§ WHAT IS NEEDED: Copy all lines below exactly as written. Leave pictures out.

§ RAW DATA:
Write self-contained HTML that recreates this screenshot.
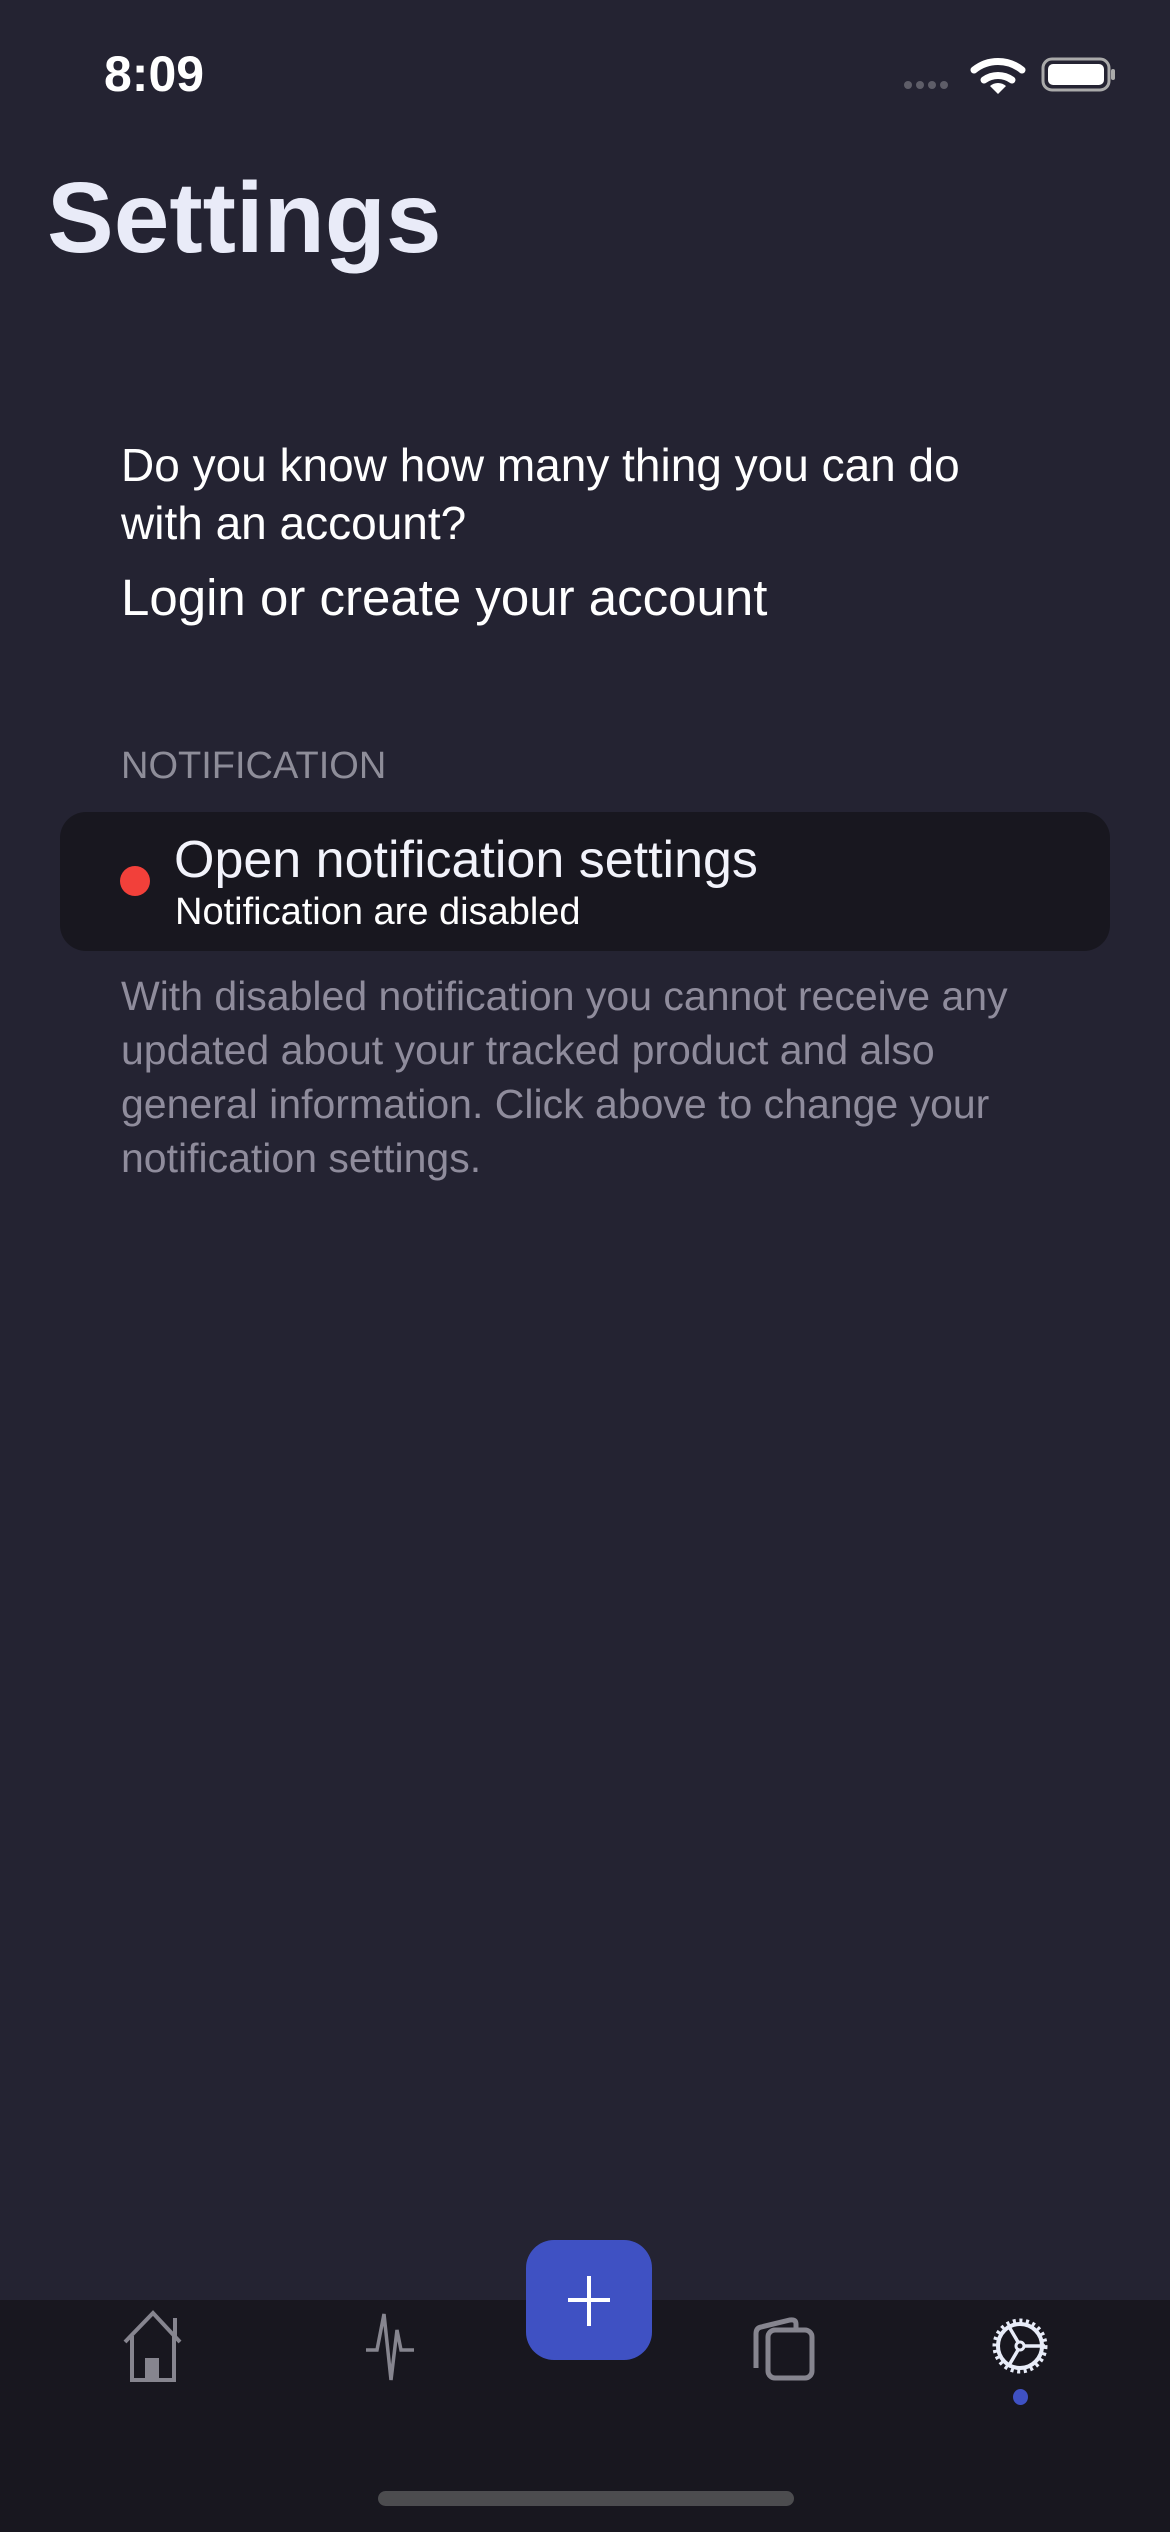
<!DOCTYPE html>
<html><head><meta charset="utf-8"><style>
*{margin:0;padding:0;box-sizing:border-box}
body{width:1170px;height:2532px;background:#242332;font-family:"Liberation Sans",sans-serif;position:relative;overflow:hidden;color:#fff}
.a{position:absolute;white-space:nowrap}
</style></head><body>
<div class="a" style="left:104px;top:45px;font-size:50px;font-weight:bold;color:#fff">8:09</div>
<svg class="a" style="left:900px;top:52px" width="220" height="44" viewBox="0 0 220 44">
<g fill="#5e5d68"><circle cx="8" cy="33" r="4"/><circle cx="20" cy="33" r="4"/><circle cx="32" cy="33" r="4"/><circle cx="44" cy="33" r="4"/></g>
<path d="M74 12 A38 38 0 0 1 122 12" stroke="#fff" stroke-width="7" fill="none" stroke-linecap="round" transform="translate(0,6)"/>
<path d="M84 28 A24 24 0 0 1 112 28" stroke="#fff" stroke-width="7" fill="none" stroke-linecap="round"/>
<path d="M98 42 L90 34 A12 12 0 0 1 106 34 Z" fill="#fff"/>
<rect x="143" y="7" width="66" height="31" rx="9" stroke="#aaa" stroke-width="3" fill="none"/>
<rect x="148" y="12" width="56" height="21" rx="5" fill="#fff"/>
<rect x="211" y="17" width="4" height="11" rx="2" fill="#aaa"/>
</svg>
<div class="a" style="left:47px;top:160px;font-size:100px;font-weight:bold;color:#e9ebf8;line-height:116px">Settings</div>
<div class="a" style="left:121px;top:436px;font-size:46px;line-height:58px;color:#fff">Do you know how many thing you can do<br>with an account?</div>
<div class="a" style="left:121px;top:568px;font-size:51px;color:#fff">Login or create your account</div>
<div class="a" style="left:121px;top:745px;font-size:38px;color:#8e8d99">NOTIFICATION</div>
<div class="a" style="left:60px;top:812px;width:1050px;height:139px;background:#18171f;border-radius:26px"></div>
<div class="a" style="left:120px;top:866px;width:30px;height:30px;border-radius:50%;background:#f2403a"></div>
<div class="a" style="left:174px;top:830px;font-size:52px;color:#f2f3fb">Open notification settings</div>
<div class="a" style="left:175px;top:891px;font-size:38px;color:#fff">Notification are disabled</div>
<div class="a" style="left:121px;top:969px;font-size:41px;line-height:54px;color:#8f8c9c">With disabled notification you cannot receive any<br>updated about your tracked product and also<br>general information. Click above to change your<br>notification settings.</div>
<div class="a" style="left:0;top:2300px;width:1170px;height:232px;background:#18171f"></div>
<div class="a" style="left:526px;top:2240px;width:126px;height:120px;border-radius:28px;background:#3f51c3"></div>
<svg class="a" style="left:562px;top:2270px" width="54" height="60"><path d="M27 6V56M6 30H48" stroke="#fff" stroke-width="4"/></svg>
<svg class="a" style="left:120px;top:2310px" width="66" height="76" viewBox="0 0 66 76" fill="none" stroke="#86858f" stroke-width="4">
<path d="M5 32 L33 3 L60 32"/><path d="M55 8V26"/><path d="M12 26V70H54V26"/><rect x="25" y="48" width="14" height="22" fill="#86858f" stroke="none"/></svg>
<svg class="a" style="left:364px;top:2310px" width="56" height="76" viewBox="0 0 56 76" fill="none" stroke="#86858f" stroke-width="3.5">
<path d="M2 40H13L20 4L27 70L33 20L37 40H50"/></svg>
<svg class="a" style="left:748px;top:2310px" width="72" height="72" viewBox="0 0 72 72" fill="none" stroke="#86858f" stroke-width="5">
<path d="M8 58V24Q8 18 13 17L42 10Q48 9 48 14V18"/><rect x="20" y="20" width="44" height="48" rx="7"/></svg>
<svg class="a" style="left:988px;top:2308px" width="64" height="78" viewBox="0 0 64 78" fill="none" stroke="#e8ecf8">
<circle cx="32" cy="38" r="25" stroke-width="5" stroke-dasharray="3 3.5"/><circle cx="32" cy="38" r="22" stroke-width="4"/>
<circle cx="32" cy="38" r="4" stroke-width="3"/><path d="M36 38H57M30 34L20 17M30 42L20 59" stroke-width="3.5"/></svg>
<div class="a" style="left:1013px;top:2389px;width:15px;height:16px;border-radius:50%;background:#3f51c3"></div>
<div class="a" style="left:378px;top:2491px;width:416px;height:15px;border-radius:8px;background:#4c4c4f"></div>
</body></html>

§ THE OUTPUT:
Write self-contained HTML that recreates this screenshot.
<!DOCTYPE html>
<html><head><meta charset="utf-8"><style>
*{margin:0;padding:0;box-sizing:border-box}
body{width:1170px;height:2532px;background:#242332;font-family:"Liberation Sans",sans-serif;position:relative;overflow:hidden;color:#fff}
.a{position:absolute;white-space:nowrap}
</style></head><body>
<div class="a" style="left:104px;top:45px;font-size:50px;font-weight:bold;color:#fff">8:09</div>
<svg class="a" style="left:900px;top:52px" width="220" height="44" viewBox="0 0 220 44">
<g fill="#5e5d68"><circle cx="8" cy="33" r="4"/><circle cx="20" cy="33" r="4"/><circle cx="32" cy="33" r="4"/><circle cx="44" cy="33" r="4"/></g>
<path d="M74 12 A38 38 0 0 1 122 12" stroke="#fff" stroke-width="7" fill="none" stroke-linecap="round" transform="translate(0,6)"/>
<path d="M84 28 A24 24 0 0 1 112 28" stroke="#fff" stroke-width="7" fill="none" stroke-linecap="round"/>
<path d="M98 42 L90 34 A12 12 0 0 1 106 34 Z" fill="#fff"/>
<rect x="143" y="7" width="66" height="31" rx="9" stroke="#aaa" stroke-width="3" fill="none"/>
<rect x="148" y="12" width="56" height="21" rx="5" fill="#fff"/>
<rect x="211" y="17" width="4" height="11" rx="2" fill="#aaa"/>
</svg>
<div class="a" style="left:47px;top:160px;font-size:100px;font-weight:bold;color:#e9ebf8;line-height:116px">Settings</div>
<div class="a" style="left:121px;top:436px;font-size:46px;line-height:58px;color:#fff">Do you know how many thing you can do<br>with an account?</div>
<div class="a" style="left:121px;top:568px;font-size:51px;color:#fff">Login or create your account</div>
<div class="a" style="left:121px;top:745px;font-size:38px;color:#8e8d99">NOTIFICATION</div>
<div class="a" style="left:60px;top:812px;width:1050px;height:139px;background:#18171f;border-radius:26px"></div>
<div class="a" style="left:120px;top:866px;width:30px;height:30px;border-radius:50%;background:#f2403a"></div>
<div class="a" style="left:174px;top:830px;font-size:52px;color:#f2f3fb">Open notification settings</div>
<div class="a" style="left:175px;top:891px;font-size:38px;color:#fff">Notification are disabled</div>
<div class="a" style="left:121px;top:969px;font-size:41px;line-height:54px;color:#8f8c9c">With disabled notification you cannot receive any<br>updated about your tracked product and also<br>general information. Click above to change your<br>notification settings.</div>
<div class="a" style="left:0;top:2300px;width:1170px;height:232px;background:#18171f"></div>
<div class="a" style="left:526px;top:2240px;width:126px;height:120px;border-radius:28px;background:#3f51c3"></div>
<svg class="a" style="left:562px;top:2270px" width="54" height="60"><path d="M27 6V56M6 30H48" stroke="#fff" stroke-width="4"/></svg>
<svg class="a" style="left:120px;top:2310px" width="66" height="76" viewBox="0 0 66 76" fill="none" stroke="#86858f" stroke-width="4">
<path d="M5 32 L33 3 L60 32"/><path d="M55 8V26"/><path d="M12 26V70H54V26"/><rect x="25" y="48" width="14" height="22" fill="#86858f" stroke="none"/></svg>
<svg class="a" style="left:364px;top:2310px" width="56" height="76" viewBox="0 0 56 76" fill="none" stroke="#86858f" stroke-width="3.5">
<path d="M2 40H13L20 4L27 70L33 20L37 40H50"/></svg>
<svg class="a" style="left:748px;top:2310px" width="72" height="72" viewBox="0 0 72 72" fill="none" stroke="#86858f" stroke-width="5">
<path d="M8 58V24Q8 18 13 17L42 10Q48 9 48 14V18"/><rect x="20" y="20" width="44" height="48" rx="7"/></svg>
<svg class="a" style="left:988px;top:2308px" width="64" height="78" viewBox="0 0 64 78" fill="none" stroke="#e8ecf8">
<circle cx="32" cy="38" r="25" stroke-width="5" stroke-dasharray="3 3.5"/><circle cx="32" cy="38" r="22" stroke-width="4"/>
<circle cx="32" cy="38" r="4" stroke-width="3"/><path d="M36 38H57M30 34L20 17M30 42L20 59" stroke-width="3.5"/></svg>
<div class="a" style="left:1013px;top:2389px;width:15px;height:16px;border-radius:50%;background:#3f51c3"></div>
<div class="a" style="left:378px;top:2491px;width:416px;height:15px;border-radius:8px;background:#4c4c4f"></div>
</body></html>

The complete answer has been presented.